To increase the engagement of important employees and give them an increased sense of involvement and ownership, the practice of giving ESOPs (Employee Stock Option Plan) is on the rise. In ESOPs, the company offers shares to employees at a discounted price within a certain frame of time. Sometimes organizations resort to this option when they are short on cash or in financially challenging times ESOPs are given to the employees as part of their remuneration. In the startup ecosystem, this strategy of giving ESOPs to employees has proved to be a win-win scenario for both parties involved.
An important point to note here is that ESOPs are part of an employee’s remuneration; thus, it attracts income tax as well. Therefore employers are required to deduct TDS on it.

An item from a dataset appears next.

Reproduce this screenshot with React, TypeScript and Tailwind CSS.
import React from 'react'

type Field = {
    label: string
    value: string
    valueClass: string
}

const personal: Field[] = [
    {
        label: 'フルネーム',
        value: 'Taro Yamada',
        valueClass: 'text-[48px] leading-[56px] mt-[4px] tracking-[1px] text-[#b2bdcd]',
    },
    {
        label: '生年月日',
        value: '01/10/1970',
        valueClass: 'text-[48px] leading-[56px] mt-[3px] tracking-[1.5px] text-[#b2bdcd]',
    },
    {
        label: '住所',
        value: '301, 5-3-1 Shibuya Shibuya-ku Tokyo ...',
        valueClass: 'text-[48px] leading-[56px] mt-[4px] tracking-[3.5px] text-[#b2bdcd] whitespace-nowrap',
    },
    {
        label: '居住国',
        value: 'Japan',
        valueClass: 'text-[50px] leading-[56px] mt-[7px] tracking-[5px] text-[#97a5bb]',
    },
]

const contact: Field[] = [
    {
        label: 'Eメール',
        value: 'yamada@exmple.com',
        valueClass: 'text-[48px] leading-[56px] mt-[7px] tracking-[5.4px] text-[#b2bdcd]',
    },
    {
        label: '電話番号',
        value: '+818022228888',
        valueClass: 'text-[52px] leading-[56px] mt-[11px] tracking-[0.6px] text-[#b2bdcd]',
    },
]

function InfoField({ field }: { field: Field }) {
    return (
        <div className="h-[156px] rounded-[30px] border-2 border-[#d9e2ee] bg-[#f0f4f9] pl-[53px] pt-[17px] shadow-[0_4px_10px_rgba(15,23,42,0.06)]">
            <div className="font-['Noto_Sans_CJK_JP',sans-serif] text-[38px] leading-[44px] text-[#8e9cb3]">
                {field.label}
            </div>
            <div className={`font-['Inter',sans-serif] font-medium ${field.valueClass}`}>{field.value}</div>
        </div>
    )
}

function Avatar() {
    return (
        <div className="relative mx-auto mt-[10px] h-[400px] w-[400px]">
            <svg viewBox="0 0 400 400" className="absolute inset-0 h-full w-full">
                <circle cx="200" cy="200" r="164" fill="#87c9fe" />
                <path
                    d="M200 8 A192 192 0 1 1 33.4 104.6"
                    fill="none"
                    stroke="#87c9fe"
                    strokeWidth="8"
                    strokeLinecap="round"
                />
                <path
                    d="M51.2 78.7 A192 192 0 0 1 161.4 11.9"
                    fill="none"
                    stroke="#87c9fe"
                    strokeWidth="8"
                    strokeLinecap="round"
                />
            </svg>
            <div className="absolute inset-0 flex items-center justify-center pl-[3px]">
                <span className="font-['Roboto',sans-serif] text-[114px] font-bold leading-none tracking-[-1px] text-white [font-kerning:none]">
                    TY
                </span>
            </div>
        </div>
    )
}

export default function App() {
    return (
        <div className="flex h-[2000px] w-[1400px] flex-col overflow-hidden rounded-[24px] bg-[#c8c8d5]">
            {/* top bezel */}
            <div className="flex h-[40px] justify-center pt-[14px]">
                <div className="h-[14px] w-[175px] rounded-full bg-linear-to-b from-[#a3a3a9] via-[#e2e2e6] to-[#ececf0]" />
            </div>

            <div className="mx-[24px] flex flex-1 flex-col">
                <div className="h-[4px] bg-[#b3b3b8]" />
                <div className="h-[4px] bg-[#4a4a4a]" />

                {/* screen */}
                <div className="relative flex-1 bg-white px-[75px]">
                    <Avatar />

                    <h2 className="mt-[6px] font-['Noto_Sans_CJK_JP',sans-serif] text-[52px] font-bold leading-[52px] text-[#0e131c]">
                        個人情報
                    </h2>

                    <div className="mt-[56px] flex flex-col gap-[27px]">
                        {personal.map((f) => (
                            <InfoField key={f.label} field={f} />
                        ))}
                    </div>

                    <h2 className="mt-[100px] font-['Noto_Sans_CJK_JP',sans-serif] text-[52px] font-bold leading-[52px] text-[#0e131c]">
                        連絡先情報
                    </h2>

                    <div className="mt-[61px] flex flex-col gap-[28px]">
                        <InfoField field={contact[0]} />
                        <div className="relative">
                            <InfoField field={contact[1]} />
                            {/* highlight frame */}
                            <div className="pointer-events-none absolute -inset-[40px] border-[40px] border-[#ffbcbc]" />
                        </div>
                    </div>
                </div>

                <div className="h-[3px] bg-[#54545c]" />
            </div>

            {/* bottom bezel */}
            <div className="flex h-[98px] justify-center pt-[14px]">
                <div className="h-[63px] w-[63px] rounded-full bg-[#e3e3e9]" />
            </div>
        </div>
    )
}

Since it is taken under the purview of income tax, it has been prevented to become a complete pay-out neutral payment mechanism as companies have to deduct TDS and submit the same with the income tax department. The Indian Government picked up the anxiety caused by this provision among startups, and as a result in its last Budget, such payment of tax has been deferred. A tax estimator is something that can be of great help.
How does ESOP work?
Based on various parameters, criteria and company policies, an organization announces that it is offering ESOP to its employees and they have the option to exercise it within a certain time frame at a price which is generally lower than the fair value of the shares. After the announcement, the employee can exercise power for a finite number of shares. After the employee exercises power, the said shares are transferred with or without any condition as per the company policies. The whole process of declaration, exercising of option and allotment of shares may take some time and can transcend 2-3 financial years as well. After a specified period of time, the employee can also sell those shares in the open market.
Taxation of ESOP?
ESOPs are treated as part of salary and are included in Income from Salary while calculating income tax. As per Section 17(2), it has been categorized as perquisites, and the value of such perquisites is taxable in the hands of employees. When the employee exercises the option of ESOP, then the fair value at that time is taken into consideration for calculating the value of perquisite. However, the employer needs to deduct TDS only at the time of allotment of shares based on the value determined.
In addition, in future, when employees sell those shares, it comes under capital gain tax and profit is calculated based on the value of perquisite determined and the price at which shares are sold. Thus, it attracts tax twice in the whole process.
Relief in Budget 2020-21
In the recent Budget of 2020-21, the Government has deferred the payment of TDS which was required to be made by the employer in the financial year in which the shares are allotted to the employee. However, the employee still needs to include ESOPs in their income tax return, but they are not required to pay any tax on it, and neither does the employer. This means that the shares acquired by ESOPs are now taxable only when the employee sells those shares in the open market and attracts capital gain.
The startups benefiting from this need to fulfil the following criteria:
- It must have been incorporated between 01/04/2016 to 31/03/2021.
- Its total turnover must be less than Rs. 100 crore in the year in which the said benefit is sought.
- They must be certified as startups as per the Inter-Ministerial Board of the Government of India.